- Data for the task -

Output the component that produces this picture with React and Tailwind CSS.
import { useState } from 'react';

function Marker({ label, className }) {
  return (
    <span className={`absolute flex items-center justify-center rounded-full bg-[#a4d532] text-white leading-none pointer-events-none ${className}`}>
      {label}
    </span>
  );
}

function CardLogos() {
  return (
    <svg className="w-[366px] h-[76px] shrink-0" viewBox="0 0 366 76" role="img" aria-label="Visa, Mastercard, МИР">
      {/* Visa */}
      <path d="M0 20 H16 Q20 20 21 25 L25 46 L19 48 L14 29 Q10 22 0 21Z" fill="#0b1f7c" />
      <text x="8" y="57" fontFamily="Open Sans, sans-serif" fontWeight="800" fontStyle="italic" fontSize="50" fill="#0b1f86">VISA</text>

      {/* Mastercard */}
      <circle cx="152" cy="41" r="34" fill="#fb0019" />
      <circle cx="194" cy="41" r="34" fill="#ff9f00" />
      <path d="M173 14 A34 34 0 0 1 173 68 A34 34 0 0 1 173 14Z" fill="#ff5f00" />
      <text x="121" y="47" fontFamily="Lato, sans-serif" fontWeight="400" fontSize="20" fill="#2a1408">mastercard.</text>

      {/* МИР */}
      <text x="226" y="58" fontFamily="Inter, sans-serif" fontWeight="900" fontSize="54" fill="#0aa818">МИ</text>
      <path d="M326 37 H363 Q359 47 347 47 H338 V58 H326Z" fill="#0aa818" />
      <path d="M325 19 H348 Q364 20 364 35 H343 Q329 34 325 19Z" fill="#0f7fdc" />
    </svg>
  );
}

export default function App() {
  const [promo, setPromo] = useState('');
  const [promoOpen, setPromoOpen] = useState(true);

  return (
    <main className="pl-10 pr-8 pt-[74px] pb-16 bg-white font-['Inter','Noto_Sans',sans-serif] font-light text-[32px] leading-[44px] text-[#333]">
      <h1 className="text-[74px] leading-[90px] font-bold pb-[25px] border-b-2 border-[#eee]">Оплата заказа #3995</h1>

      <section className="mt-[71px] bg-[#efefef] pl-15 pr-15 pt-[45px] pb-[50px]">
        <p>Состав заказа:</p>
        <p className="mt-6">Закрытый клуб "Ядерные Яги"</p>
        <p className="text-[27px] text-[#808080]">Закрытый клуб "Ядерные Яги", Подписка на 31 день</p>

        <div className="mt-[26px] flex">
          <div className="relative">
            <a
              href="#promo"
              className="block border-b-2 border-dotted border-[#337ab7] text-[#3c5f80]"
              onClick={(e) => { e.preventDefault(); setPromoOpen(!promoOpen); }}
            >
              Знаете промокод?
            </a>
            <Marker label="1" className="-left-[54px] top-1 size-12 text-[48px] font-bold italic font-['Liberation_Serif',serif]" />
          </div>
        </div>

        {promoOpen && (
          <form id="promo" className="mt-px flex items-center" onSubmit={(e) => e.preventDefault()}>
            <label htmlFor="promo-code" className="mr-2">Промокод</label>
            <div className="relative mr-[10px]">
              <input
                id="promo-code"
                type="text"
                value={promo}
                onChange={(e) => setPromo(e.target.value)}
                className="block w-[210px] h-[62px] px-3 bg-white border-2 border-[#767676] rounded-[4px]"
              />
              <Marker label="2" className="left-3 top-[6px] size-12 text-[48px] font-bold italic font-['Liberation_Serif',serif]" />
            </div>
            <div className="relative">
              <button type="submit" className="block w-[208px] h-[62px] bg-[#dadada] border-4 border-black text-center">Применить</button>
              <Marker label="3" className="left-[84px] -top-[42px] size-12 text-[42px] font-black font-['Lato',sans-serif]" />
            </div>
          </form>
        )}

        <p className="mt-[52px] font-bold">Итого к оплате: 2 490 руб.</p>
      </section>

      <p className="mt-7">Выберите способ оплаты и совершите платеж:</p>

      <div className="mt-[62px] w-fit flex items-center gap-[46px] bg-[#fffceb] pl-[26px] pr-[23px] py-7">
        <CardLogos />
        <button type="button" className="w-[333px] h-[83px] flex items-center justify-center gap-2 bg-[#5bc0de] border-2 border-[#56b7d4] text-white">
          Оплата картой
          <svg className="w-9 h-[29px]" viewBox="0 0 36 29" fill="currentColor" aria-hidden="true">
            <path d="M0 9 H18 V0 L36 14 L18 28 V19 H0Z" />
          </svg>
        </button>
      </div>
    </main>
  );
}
---
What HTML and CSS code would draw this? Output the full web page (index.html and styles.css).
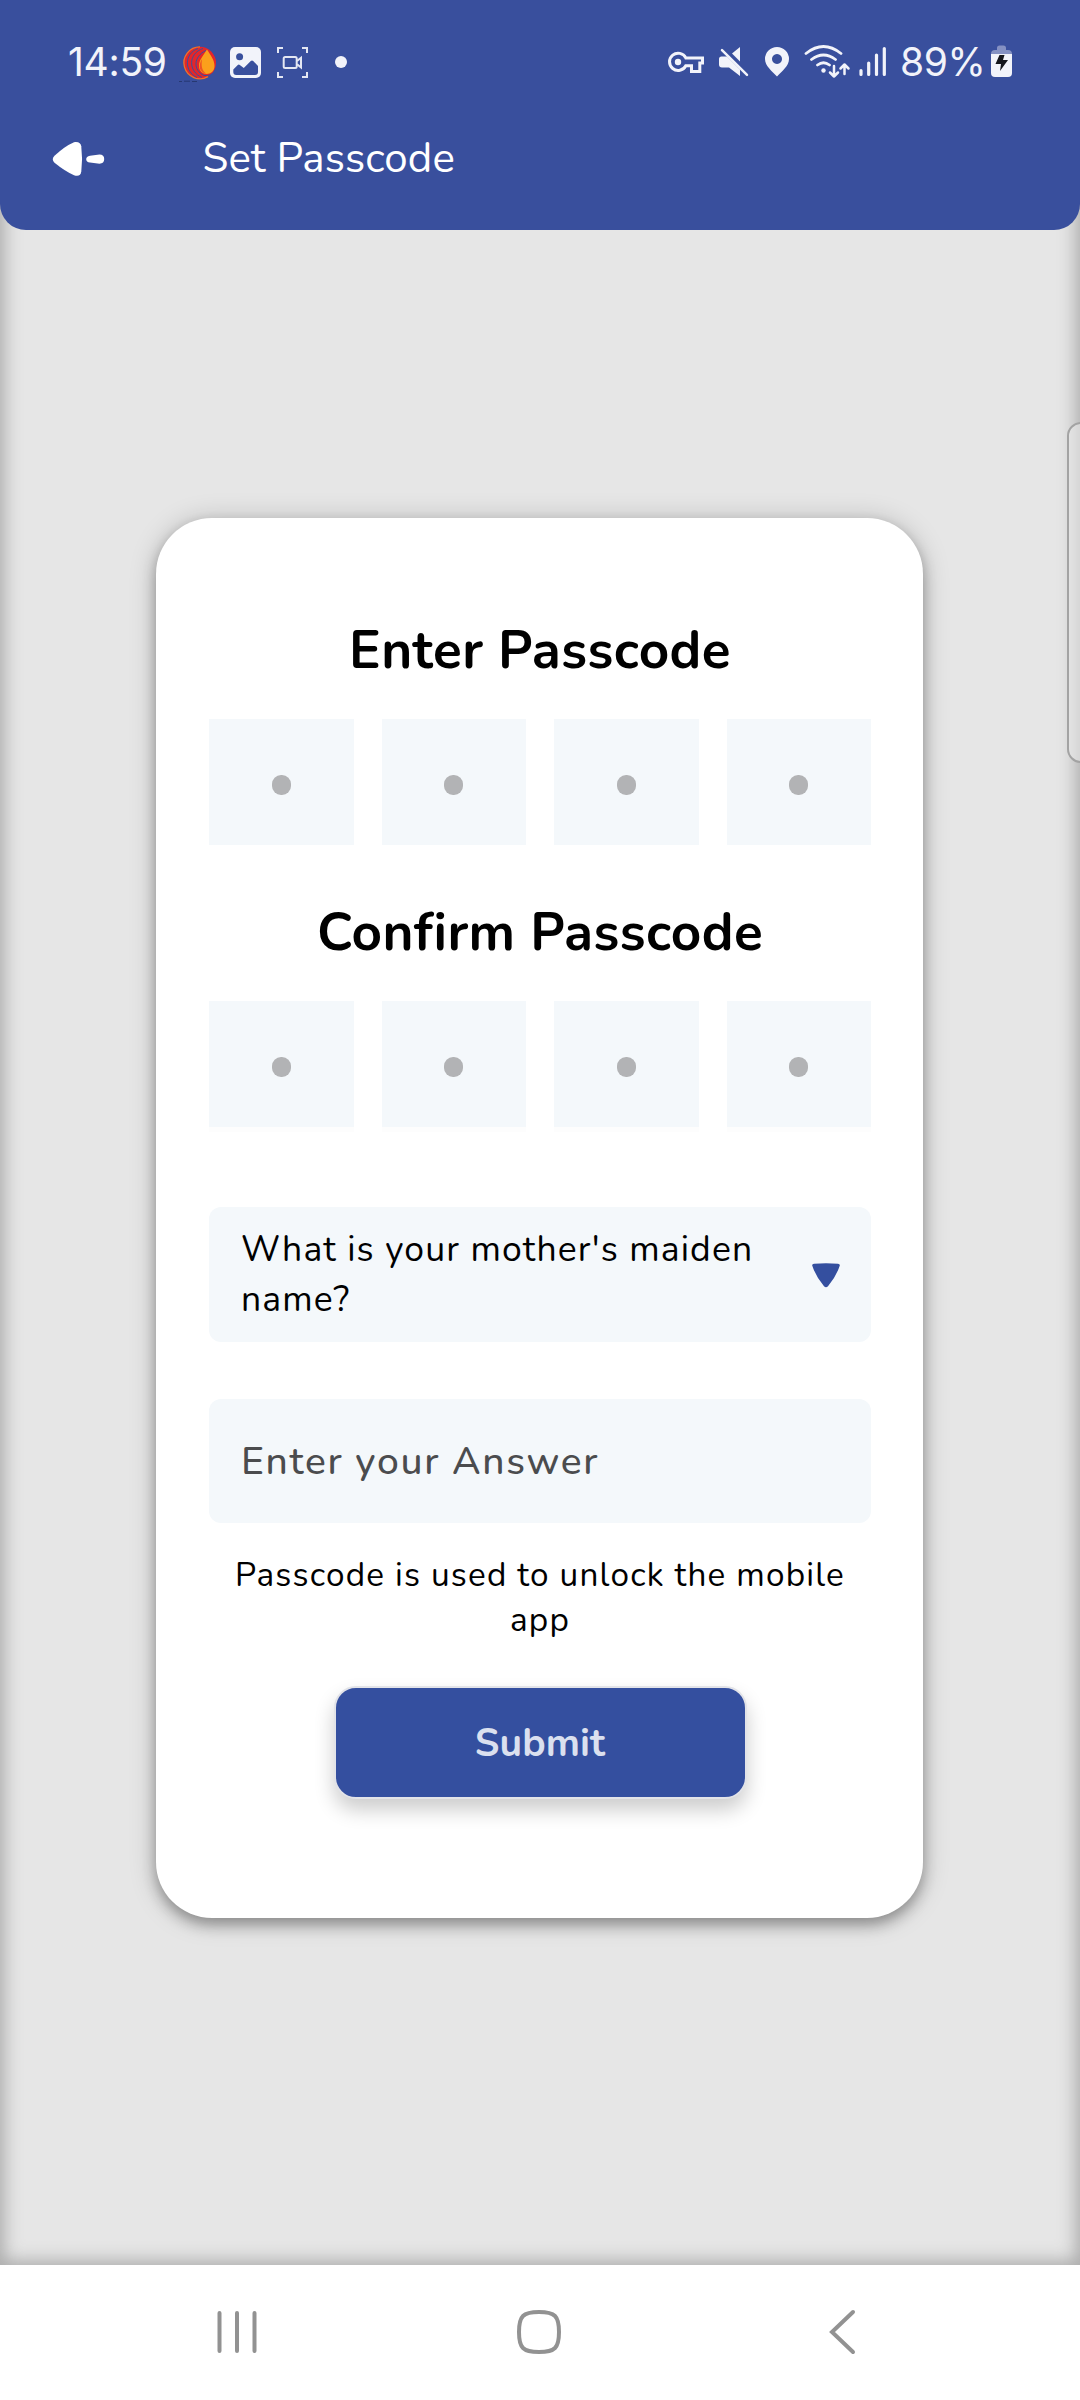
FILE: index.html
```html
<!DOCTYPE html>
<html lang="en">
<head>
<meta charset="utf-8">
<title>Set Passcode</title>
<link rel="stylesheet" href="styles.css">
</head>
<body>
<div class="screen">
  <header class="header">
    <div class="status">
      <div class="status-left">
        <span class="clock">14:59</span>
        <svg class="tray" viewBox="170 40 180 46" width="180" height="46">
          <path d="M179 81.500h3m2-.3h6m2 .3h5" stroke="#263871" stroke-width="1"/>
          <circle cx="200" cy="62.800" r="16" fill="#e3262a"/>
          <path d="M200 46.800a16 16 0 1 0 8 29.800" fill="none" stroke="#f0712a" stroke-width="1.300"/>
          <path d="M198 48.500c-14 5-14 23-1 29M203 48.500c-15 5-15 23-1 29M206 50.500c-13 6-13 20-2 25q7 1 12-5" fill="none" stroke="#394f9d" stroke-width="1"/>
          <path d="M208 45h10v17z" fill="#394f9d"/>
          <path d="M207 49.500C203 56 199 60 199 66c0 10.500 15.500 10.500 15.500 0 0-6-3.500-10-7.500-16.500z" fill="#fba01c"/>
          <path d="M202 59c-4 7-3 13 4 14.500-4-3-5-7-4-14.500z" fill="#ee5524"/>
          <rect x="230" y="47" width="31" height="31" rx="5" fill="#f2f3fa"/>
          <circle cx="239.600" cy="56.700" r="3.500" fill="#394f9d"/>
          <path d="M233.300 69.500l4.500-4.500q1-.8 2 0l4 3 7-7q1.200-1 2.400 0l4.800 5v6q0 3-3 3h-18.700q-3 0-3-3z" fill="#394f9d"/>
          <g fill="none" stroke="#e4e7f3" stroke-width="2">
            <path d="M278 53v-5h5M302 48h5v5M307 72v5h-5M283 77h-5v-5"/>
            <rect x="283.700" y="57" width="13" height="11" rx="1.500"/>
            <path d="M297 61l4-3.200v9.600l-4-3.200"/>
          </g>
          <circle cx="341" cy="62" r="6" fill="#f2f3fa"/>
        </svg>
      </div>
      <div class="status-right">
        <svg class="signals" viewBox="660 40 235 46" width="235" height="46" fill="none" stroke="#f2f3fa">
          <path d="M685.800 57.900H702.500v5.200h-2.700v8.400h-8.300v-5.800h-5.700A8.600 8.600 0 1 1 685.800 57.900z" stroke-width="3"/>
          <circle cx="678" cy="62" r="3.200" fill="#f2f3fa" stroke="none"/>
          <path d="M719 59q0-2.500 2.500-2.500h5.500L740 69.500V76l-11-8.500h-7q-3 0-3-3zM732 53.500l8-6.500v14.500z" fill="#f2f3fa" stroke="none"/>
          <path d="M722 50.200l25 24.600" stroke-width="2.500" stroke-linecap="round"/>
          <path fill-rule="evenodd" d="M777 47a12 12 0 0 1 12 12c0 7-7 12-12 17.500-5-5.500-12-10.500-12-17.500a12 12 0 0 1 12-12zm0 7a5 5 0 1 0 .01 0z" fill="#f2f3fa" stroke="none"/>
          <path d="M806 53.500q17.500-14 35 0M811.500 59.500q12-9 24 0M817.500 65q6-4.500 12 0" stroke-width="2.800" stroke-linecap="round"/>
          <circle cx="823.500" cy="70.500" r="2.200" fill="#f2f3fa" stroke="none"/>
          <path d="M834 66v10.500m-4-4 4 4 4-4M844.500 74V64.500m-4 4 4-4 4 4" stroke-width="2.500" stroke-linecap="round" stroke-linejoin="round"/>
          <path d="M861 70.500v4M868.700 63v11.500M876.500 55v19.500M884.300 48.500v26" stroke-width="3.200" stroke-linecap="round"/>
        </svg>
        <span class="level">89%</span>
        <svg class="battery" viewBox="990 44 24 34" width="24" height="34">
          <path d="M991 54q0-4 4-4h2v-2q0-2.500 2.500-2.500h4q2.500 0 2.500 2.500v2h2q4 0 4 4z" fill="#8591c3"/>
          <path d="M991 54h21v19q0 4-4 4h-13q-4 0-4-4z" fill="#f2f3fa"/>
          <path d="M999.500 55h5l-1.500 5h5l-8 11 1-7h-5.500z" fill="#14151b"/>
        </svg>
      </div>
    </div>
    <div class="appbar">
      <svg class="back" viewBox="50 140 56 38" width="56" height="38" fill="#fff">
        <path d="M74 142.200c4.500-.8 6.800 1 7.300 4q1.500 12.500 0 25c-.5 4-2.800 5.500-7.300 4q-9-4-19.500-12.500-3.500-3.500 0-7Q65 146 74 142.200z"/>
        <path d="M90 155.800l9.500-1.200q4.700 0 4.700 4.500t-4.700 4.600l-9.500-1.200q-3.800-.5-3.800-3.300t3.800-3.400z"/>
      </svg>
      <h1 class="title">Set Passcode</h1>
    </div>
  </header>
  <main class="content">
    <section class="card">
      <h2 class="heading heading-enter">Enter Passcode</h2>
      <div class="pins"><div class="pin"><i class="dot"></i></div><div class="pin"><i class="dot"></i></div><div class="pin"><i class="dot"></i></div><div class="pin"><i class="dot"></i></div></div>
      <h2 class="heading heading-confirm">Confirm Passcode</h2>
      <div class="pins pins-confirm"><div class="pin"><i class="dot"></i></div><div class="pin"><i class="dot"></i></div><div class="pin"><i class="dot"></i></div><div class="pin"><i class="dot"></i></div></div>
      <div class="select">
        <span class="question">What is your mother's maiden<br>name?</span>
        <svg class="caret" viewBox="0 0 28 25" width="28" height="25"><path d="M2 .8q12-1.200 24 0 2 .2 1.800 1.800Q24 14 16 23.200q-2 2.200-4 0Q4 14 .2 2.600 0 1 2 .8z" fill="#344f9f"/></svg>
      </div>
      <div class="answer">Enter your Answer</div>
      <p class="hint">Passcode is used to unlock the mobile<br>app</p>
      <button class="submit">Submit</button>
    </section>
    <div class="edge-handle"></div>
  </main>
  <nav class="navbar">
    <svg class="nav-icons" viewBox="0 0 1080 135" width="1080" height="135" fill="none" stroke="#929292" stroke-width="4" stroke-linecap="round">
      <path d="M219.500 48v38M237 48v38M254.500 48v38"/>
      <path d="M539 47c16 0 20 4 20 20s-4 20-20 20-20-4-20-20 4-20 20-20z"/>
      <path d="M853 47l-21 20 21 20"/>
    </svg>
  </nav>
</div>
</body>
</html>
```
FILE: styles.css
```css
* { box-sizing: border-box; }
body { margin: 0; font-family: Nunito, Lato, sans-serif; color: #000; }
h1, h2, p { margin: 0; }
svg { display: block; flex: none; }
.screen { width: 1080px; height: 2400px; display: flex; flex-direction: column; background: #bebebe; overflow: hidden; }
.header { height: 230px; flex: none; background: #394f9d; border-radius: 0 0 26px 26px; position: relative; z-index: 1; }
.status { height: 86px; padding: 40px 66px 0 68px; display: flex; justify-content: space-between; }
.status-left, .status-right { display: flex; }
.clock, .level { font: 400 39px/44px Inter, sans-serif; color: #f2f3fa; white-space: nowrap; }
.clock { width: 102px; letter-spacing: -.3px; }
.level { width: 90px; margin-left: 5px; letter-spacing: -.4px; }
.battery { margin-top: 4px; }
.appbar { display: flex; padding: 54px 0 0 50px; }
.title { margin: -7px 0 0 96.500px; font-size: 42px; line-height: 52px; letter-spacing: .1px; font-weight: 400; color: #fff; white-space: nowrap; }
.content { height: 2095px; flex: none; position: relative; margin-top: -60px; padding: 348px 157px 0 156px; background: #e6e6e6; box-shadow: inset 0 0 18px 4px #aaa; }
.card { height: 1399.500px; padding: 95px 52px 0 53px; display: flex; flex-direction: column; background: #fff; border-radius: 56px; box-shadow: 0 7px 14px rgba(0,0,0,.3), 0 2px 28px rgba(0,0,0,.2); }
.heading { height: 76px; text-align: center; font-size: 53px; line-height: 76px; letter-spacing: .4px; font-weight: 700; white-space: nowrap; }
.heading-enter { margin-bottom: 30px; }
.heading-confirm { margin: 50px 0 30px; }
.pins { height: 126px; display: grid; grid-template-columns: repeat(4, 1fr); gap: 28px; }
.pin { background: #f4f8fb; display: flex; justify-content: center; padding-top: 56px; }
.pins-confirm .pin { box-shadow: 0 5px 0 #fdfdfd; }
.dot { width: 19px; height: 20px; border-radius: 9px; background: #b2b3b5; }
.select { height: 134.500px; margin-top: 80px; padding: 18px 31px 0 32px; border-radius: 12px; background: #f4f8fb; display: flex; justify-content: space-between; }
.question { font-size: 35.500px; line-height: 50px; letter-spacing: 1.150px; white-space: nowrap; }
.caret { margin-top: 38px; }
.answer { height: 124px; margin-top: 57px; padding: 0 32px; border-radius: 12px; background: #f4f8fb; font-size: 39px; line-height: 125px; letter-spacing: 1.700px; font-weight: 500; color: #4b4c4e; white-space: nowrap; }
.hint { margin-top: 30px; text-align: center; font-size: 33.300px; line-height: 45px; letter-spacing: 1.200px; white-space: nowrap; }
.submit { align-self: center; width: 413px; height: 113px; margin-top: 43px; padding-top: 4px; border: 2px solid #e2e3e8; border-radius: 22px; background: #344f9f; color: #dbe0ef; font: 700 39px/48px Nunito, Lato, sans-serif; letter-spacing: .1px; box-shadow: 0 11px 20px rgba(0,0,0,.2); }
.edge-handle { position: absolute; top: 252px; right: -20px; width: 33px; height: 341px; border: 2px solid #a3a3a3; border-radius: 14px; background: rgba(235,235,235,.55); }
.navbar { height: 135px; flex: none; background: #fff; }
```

- What to produce -
Only the lines from the one with "Output the component" up to the one with "leading-[90px] font-bold pb-[25px]" should be repeated, both included, exactly as they appear.

- Final answer -
Output the component that produces this picture with React and Tailwind CSS.
import { useState } from 'react';

function Marker({ label, className }) {
  return (
    <span className={`absolute flex items-center justify-center rounded-full bg-[#a4d532] text-white leading-none pointer-events-none ${className}`}>
      {label}
    </span>
  );
}

function CardLogos() {
  return (
    <svg className="w-[366px] h-[76px] shrink-0" viewBox="0 0 366 76" role="img" aria-label="Visa, Mastercard, МИР">
      {/* Visa */}
      <path d="M0 20 H16 Q20 20 21 25 L25 46 L19 48 L14 29 Q10 22 0 21Z" fill="#0b1f7c" />
      <text x="8" y="57" fontFamily="Open Sans, sans-serif" fontWeight="800" fontStyle="italic" fontSize="50" fill="#0b1f86">VISA</text>

      {/* Mastercard */}
      <circle cx="152" cy="41" r="34" fill="#fb0019" />
      <circle cx="194" cy="41" r="34" fill="#ff9f00" />
      <path d="M173 14 A34 34 0 0 1 173 68 A34 34 0 0 1 173 14Z" fill="#ff5f00" />
      <text x="121" y="47" fontFamily="Lato, sans-serif" fontWeight="400" fontSize="20" fill="#2a1408">mastercard.</text>

      {/* МИР */}
      <text x="226" y="58" fontFamily="Inter, sans-serif" fontWeight="900" fontSize="54" fill="#0aa818">МИ</text>
      <path d="M326 37 H363 Q359 47 347 47 H338 V58 H326Z" fill="#0aa818" />
      <path d="M325 19 H348 Q364 20 364 35 H343 Q329 34 325 19Z" fill="#0f7fdc" />
    </svg>
  );
}

export default function App() {
  const [promo, setPromo] = useState('');
  const [promoOpen, setPromoOpen] = useState(true);

  return (
    <main className="pl-10 pr-8 pt-[74px] pb-16 bg-white font-['Inter','Noto_Sans',sans-serif] font-light text-[32px] leading-[44px] text-[#333]">
      <h1 className="text-[74px] leading-[90px] font-bold pb-[25px] border-b-2 border-[#eee]">Оплата заказа #3995</h1>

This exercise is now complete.